一个噪声函数基本上是一个种子随机发生器。它需要一个整数作为参数,然后返回根据这个参数返回一个随机数。如果你两次都传同一个参数进来,它就会产生两次相同的数。这条规律非常重要,否则柏林函数只是生成一堆垃圾。

Here is a graph showing an example noise function. A random value between 0 and1 is assigned to every

point on the X axis.

这里的一张图展现了噪声函数的一个例子。X轴上每个点被赋予一个0到1之间的随机数。

By smoothly interpolating between the values, we can define a continuous function that takes a non-integer as a parameter. I will discuss various ways of interpolating the values later in this article.

通过在值之间平滑的插值,我们定义了一个带有一个非整参数的连续函数。我们将会在后面的内容中讨论多种插值方式

Definitions

定义

Before I go any further, let me define what I mean by amplitude and frequency. If you have studied physics, you may well have come across the concept of amplitude and frequency applied to a sin wave.

当我们准备深入之前,让我定义下什么是振幅(amplitude)和频率(frequency)。如果你学过物理,你可能遇到过在正玄波中振幅(amlitude)和频率(frequency)的概念。

Sin Wave

The wavelength of a sin wave is the distance from one peak to another.

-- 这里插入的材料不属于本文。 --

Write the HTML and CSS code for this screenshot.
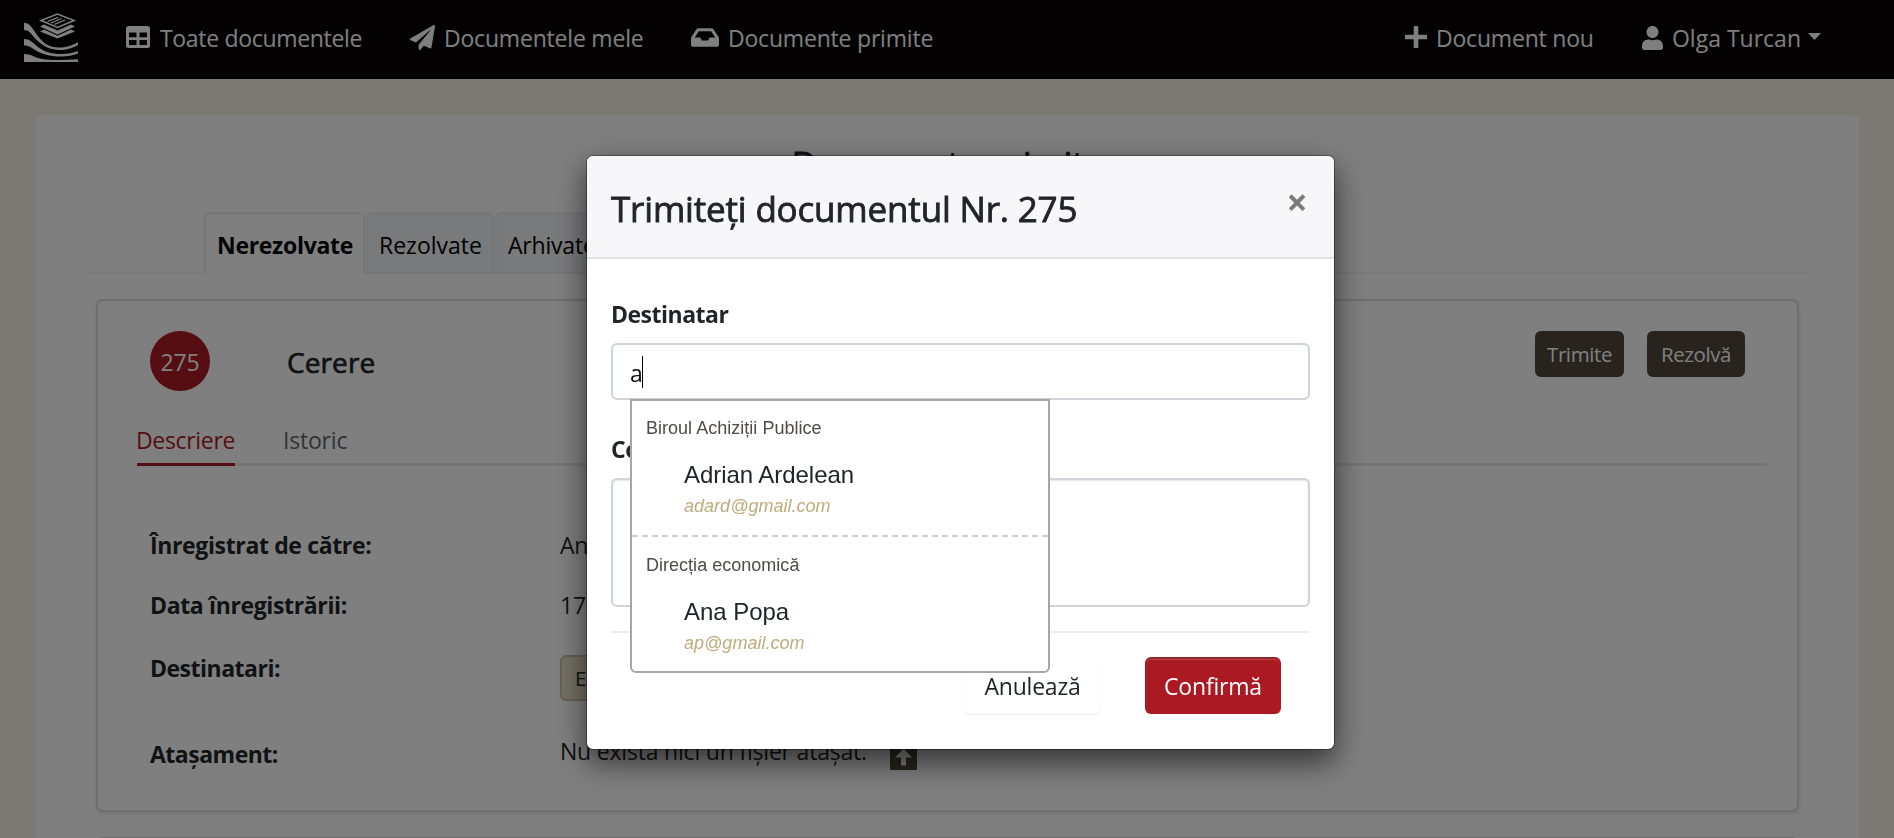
FILE: index.html
```html
<!DOCTYPE html>
<html lang="ro">
<head>
<meta charset="utf-8">
<title>Documente primite</title>
<link rel="stylesheet" href="styles.css">
</head>
<body>
<nav class="navbar">
  <svg class="logo" width="54" height="50" viewBox="0 0 54 50">
    <g fill="#fff">
      <path d="M0 10C5 10 6 12 11 19C18 30 25 34.500 35 34.500C42 34.500 49 32.500 54 29V32C49 35 42 37.200 35 37C23 36.500 16 31 9 23C5 18 4 17.500 0 17Z"/>
      <path d="M0 26C6 26 8 29 14 34C20 38.500 27 41 37 41C44 41 49 40 54 38V40.500C49 42.500 44 43.500 37 43.500C25 43.500 18 41 11 37C6 33.500 4 32.500 0 32.500Z"/>
      <path d="M0 41C7 41 10 44 16 45.500C24 47.400 40 47.300 54 46.300V49H0Z"/>
      <path d="M16 13.500 20 11.500 33.500 17.500 47 11.500 51 13.500 33.500 21.500Z"/>
      <path d="M16 18.500 20 16.500 33.500 22.800 47 16.500 51 18.500 33.500 25.500Z"/>
    </g>
    <path d="M17 7.500 33.500 1 50 7.500 33.500 14.500Z" fill="none" stroke="#fff" stroke-width="1.600"/>
    <path d="M23.500 8.500 34 4.300M27 10 37.500 5.500M30.500 11.300 41 7" stroke="#fff" stroke-width="1.300"/>
  </svg>
  <div class="nav-main">
    <a class="nav-link"><svg width="24" height="22" viewBox="0 0 24 22"><path fill="#fff" fill-rule="evenodd" d="M2.500 0h19A2.500 2.500 0 0 1 24 2.500v17A2.500 2.500 0 0 1 21.500 22h-19A2.500 2.500 0 0 1 0 19.500v-17A2.500 2.500 0 0 1 2.500 0ZM3 6.500V11.200H10.500V6.500ZM13.500 6.500V11.200H21V6.500ZM3 14V19H10.500V14ZM13.500 14V19H21V14Z"/></svg><span class="t-all">Toate documentele</span></a>
    <a class="nav-link"><svg class="plane" width="25" height="25" viewBox="0 0 512 512"><path fill="#fff" d="M476 3.200L12.500 270.600c-18.100 10.400-15.800 35.600 2.200 43.200L121 358.400l287.300-253.200c5.500-4.900 13.300 2.600 8.600 8.300L176 407v80.500c0 23.600 28.500 32.900 42.500 15.800L282 426l124.600 52.200c14.200 6 30.400-2.900 33-18.200l72-432C515 7.800 493.300-6.800 476 3.200z"/></svg><span>Documentele mele</span></a>
    <a class="nav-link"><svg class="tray" width="28" height="25" viewBox="0 0 576 512"><path fill="#fff" d="M567.900 243.900L462.400 85.600A48 48 0 0 0 422.400 64H153.600a48 48 0 0 0-40 21.400L8.100 243.900A48 48 0 0 0 0 270.500V400c0 26.500 21.500 48 48 48h480c26.500 0 48-21.500 48-48V270.500a48 48 0 0 0-8.100-26.600zM162.300 128h251.500l85.300 128H384l-32 64H224l-32-64H76.900l85.400-128z"/></svg><span>Documente primite</span></a>
  </div>
  <div class="nav-side">
    <a class="nav-link"><svg width="22" height="22" viewBox="0 0 22 22"><path d="M11 1.500V20.500M1.500 11H20.500" fill="none" stroke="#fff" stroke-width="4.600" stroke-linecap="round"/></svg><span>Document nou</span></a>
    <a class="nav-link"><svg class="person" width="21" height="24" viewBox="0 0 448 512"><path fill="#fff" d="M224 256c70.700 0 128-57.300 128-128S294.700 0 224 0 96 57.300 96 128s57.300 128 128 128zm89.600 32h-16.700c-22.200 10.200-46.900 16-72.900 16s-50.600-5.800-72.900-16h-16.700C60.200 288 0 348.200 0 422.400V464c0 26.500 21.500 48 48 48h352c26.500 0 48-21.500 48-48v-41.600c0-74.200-60.200-134.400-134.400-134.400z"/></svg><span class="t-user">Olga Turcan</span><i class="caret"></i></a>
  </div>
</nav>

<main class="page">
  <h1 class="page-title">Documente primite</h1>
  <div class="tabs">
    <a class="tab tab-active">Nerezolvate</a>
    <a class="tab tab-solved">Rezolvate</a>
    <a class="tab tab-archive">Arhivate</a>
  </div>
  <section class="card">
    <header class="card-head">
      <span class="number">275</span>
      <h2 class="card-title">Cerere</h2>
      <div class="card-actions">
        <button class="btn-dark btn-send">Trimite</button>
        <button class="btn-dark btn-solve">Rezolvă</button>
      </div>
    </header>
    <div class="subtabs"><a class="subtab subtab-active">Descriere</a><a class="subtab">Istoric</a></div>
    <dl class="details">
      <dt>Înregistrat de către:</dt><dd>An</dd>
      <dt>Data înregistrării:</dt><dd>17</dd>
      <dt class="t-tight">Destinatari:</dt><dd><span class="badge">E</span></dd>
      <dt class="t-tight">Atașament:</dt>
      <dd class="attachment">Nu exista nici un fișier atașat.<svg width="27" height="27" viewBox="0 0 27 27"><rect width="27" height="27" rx="1.500" fill="#504638"/><path fill="#fff" d="M13.500 5.500 22 14.500H16V22.500H11V14.500H5Z"/></svg></dd>
    </dl>
  </section>
  <section class="card card-next"></section>
</main>

<div class="backdrop"></div>

<div class="modal">
  <header class="modal-head">
    <h2 class="modal-title">Trimiteți documentul Nr. 275</h2>
    <button class="close">×</button>
  </header>
  <div class="modal-body">
    <label class="label">Destinatar</label>
    <div class="field">
      <div class="input">a<i class="cursor"></i></div>
      <div class="suggest">
        <div class="group">
          <div class="dept">Biroul Achiziții Publice</div>
          <div class="name">Adrian Ardelean</div>
          <div class="mail">adard@gmail.com</div>
        </div>
        <div class="group">
          <div class="dept">Direcția economică</div>
          <div class="name">Ana Popa</div>
          <div class="mail">ap@gmail.com</div>
        </div>
      </div>
    </div>
    <label class="label label-comment">Co</label>
    <div class="textarea"></div>
    <div class="rule"></div>
    <footer class="modal-foot">
      <button class="btn btn-cancel">Anulează</button>
      <button class="btn btn-confirm">Confirmă</button>
    </footer>
  </div>
</div>
</body>
</html>
```
FILE: styles.css
```css
* { box-sizing: border-box; }
body {
  margin: 0;
  height: 838px;
  overflow: hidden;
  background: #f4f2e9;
  color: #212529;
  font: 23px/36px "Open Sans", "Noto Sans", sans-serif;
  letter-spacing: -.2px;
}
h1, h2, dl, dd { margin: 0; }
button { border: 0; margin: 0; padding: 0; font: inherit; letter-spacing: inherit; }

/* Top bar */
.navbar {
  display: flex;
  height: 79px;
  padding: 0 73px 0 24px;
  background: #070305;
  color: #fff;
}
.logo { margin: 13px 48px 0 0; }
.nav-main { display: grid; grid-template-columns: 284px 281px auto; padding-top: 20px; }
.nav-side { display: grid; grid-template-columns: 237px auto; margin-left: auto; padding-top: 20px; }
.nav-link { display: flex; white-space: nowrap; }
.nav-link svg { flex: none; margin: 6px 9px 0 0; }
.nav-link svg.plane { margin-top: 5px; }
.nav-link svg.tray { margin-top: 5px; }
.nav-link svg.person { margin-right: 8px; }
.nav-link .t-all { margin-left: 1px; letter-spacing: -.32px; }
.nav-link .t-user { letter-spacing: 0; margin-left: 1px; }
.caret {
  margin: 13px 0 0 7px;
  width: 13px;
  height: 7px;
  background: #fff;
  clip-path: polygon(0 0, 100% 0, 50% 100%);
}

/* Page */
.page {
  margin: 36px 35px 0 36px;
  height: 723px;
  overflow: hidden;
  padding-top: 24px;
  background: #fff;
  border-radius: 6px 6px 0 0;
}
.page-title {
  font-size: 35px;
  line-height: 50px;
  font-weight: 500;
  letter-spacing: -.31px;
  text-align: center;
  -webkit-text-stroke: .8px;
}
.tabs {
  display: flex;
  gap: 1px;
  margin: 23px 48px 0 51px;
  padding-left: 117px;
  height: 62px;
  border-bottom: 2px solid #f4f4f5;
}
.tab {
  height: 62px;
  padding: 13px 0 0 11px;
  border: 2px solid #ebecef;
  border-radius: 6px 6px 0 0;
  background: #f3f4f9;
  color: #000;
}
.tab-active { width: 161px; background: #fff; border-bottom-color: #fff; font-weight: 700; letter-spacing: -.31px; }
.tab-solved { width: 128px; letter-spacing: 0; }
.tab-archive { width: 124px; letter-spacing: -.2px; }

.card {
  height: 513px;
  margin: 25px 60px 0;
  padding: 30px 30px 0 39px;
  border: 2px solid #dedede;
  border-radius: 7px;
  box-shadow: 0 2px 5px rgba(0, 0, 0, .1);
}
.card-head { display: flex; height: 60px; padding: 0 22px 0 13px; }
.number {
  width: 60px;
  height: 60px;
  line-height: 62px;
  border-radius: 50%;
  background: #ae1c24;
  color: #fff;
  text-align: center;
}
.card-title {
  margin: 11px 0 0 77px;
  font-size: 28px;
  line-height: 40px;
  font-weight: 500;
  letter-spacing: .1px;
  -webkit-text-stroke: .7px;
}
.card-actions { display: flex; gap: 23px; margin-left: auto; }
.btn-dark {
  height: 46px;
  border-radius: 6px;
  background: #504638;
  color: #fff;
  font-size: 20.5px;
  letter-spacing: -.4px;
}
.btn-send { width: 89px; }
.btn-solve { width: 98px; }
.subtabs {
  display: flex;
  gap: 48px;
  height: 44px;
  margin-top: 31px;
  box-shadow: inset 0 -3px #ebebec;
}
.subtab { height: 44px; color: #5f6870; }
.subtab-active { width: 98px; border-bottom: 3px solid #ae1c24; color: #ae1c24; text-indent: -1px; white-space: nowrap; letter-spacing: -.33px; }
.details {
  display: grid;
  grid-template-columns: 410px 1fr;
  grid-template-rows: 60px 63px 86px 40px;
  margin: 61px 0 0 13px;
}
.details dt { font-weight: 700; letter-spacing: -.36px; }
.details .t-tight { letter-spacing: -.5px; }
.badge {
  display: block;
  width: 130px;
  height: 46px;
  margin-top: 5px;
  padding-left: 13px;
  border: 2px solid #cbc1a6;
  border-radius: 6px;
  background: #e9dfc7;
  font-size: 20.5px;
  line-height: 42px;
}
.attachment { display: flex; margin-top: -3px; white-space: nowrap; }
.attachment svg { margin: 10px 0 0 23px; }

/* Dialog */
.backdrop { position: fixed; inset: 0; background: rgba(0, 0, 0, .5); }
.modal {
  position: fixed;
  left: 586px;
  top: 155px;
  width: 749px;
  height: 595px;
  border: 1px solid rgba(0, 0, 0, .35);
  border-radius: 7px;
  background: #fff;
  background-clip: padding-box;
  box-shadow: 0 12px 30px rgba(0, 0, 0, .6);
}
.modal-head {
  display: flex;
  justify-content: space-between;
  height: 103px;
  padding: 28px 24px 0;
  border-bottom: 2px solid #dee2e6;
  border-radius: 6px 6px 0 0;
  background: #f7f7fa;
}
.modal-title {
  font-size: 35px;
  line-height: 50px;
  font-weight: 500;
  letter-spacing: -.18px;
  -webkit-text-stroke: .8px;
}
.close {
  width: 26px;
  height: 38px;
  margin-top: -1px;
  background: none;
  color: #7b7b7d;
  font-size: 37px;
  line-height: 38px;
  font-weight: 700;
}
.modal-body { padding: 37px 24px 0; }
.label { display: block; font-weight: 700; letter-spacing: -.5px; }
.label-comment { padding-top: 1px; height: 36px; }
.field { position: relative; margin: 11px 0 30px; }
.input {
  display: flex;
  height: 57px;
  padding: 10px 0 0 17px;
  border: 2px solid #ced4da;
  border-radius: 6px;
  color: #111;
}
.cursor { width: 1px; height: 32px; margin: 1px 0 0 -1px; background: #000; }
.textarea {
  height: 129px;
  margin-top: 12px;
  border: 2px solid #ced4da;
  border-radius: 6px;
  box-shadow: inset 0 1px 2px rgba(0, 0, 0, .1);
}
.rule { height: 2px; margin: 24px 0; background: #ececec; }
.modal-foot { display: flex; justify-content: flex-end; gap: 45px; padding-right: 29px; }
.btn { height: 57px; border-radius: 6px; }
.btn-cancel {
  width: 135px;
  background: #fff;
  color: #212529;
  box-shadow: 0 1px 1px rgba(0, 0, 0, .09);
}
.btn-confirm {
  width: 136px;
  border: 2px solid #ab1a22;
  border-top-color: #93262c;
  background: #ab1a22;
  color: #fff;
  box-shadow: inset 0 1px #bb4046;
}

/* Suggestion list */
.suggest {
  position: absolute;
  left: 19px;
  top: 56px;
  width: 420px;
  height: 274px;
  border: 2px solid #a6a6a6;
  border-radius: 0 0 6px 6px;
  background: #fff;
  font-family: "Liberation Sans", Arial, sans-serif;
  letter-spacing: .02px;
}
.group { padding: 14px 0 15px; }
.group + .group { padding-top: 15px; border-top: 2px dashed #ccc; }
.dept { padding-left: 14px; font-size: 18px; line-height: 27px; color: #504b45; }
.name { margin-top: 15px; padding-left: 52px; font-size: 24px; line-height: 36px; letter-spacing: -.05px; }
.mail { padding-left: 52px; font-size: 18px; line-height: 27px; font-style: italic; color: #bfab7d; }
```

The amplitude is the height of the wave. The frequency is defined to be 1/wavelength.

正玄波

正玄波的波长(wavelength)是两个波峰只间的距离。振幅是此波的高度。频率我们定义为 1/波长(wavelength)。

Noise Wave

In the graph of this example noise function, the red spots indicate the random values defined along the dimension of the function. In this case, the amplitude is the difference between the minimum and maximum values the function could have. The wavelength is the distance from one red spot to the next. Again frequency is defined to be 1/wavelength.

噪声波

图中这个噪声波的例子中,红点表示定义沿着在函数维上的随机值。在这种情况下,振幅是这个函数的最大值与最小值的差值。波长(wavelength)是两个红点之间的距离。同样的频率(frequency)定义为1/波长(wavelength).

Creating the Perlin Noise Function

创建柏林噪声函数

Now, if you take lots of such smooth functions, with various frequencies and amplitudes, you can add them all together to create a nice noisy function. This is the Perlin Noise Function.

现在,如果你使用很多平滑函数,分别拥有各种各样的频率和振幅,你可以把他们叠加在一起来创建一个漂亮的噪声函数。这个就是柏林噪声函数。

Take the following Noise Functions

使用以下的噪声函数

Add them together, and this is what you get.

将他们叠加起来,你将会得到:-)

You can see that this function has large, medium and small variations. You may even imagine that it looks a little like a mountain range. In fact many computer generated landscapes are made using this method. Of course they use 2D noise, which I shall get onto in a moment.

你能发现这个函数拥有大的,中的和小的变化。你甚至可以它已经有点像山的轮廓了。事实上很多电脑生成地形景观也是使用了这种方法,当然那使用的是2D的噪声,我们将过一下来研究这个。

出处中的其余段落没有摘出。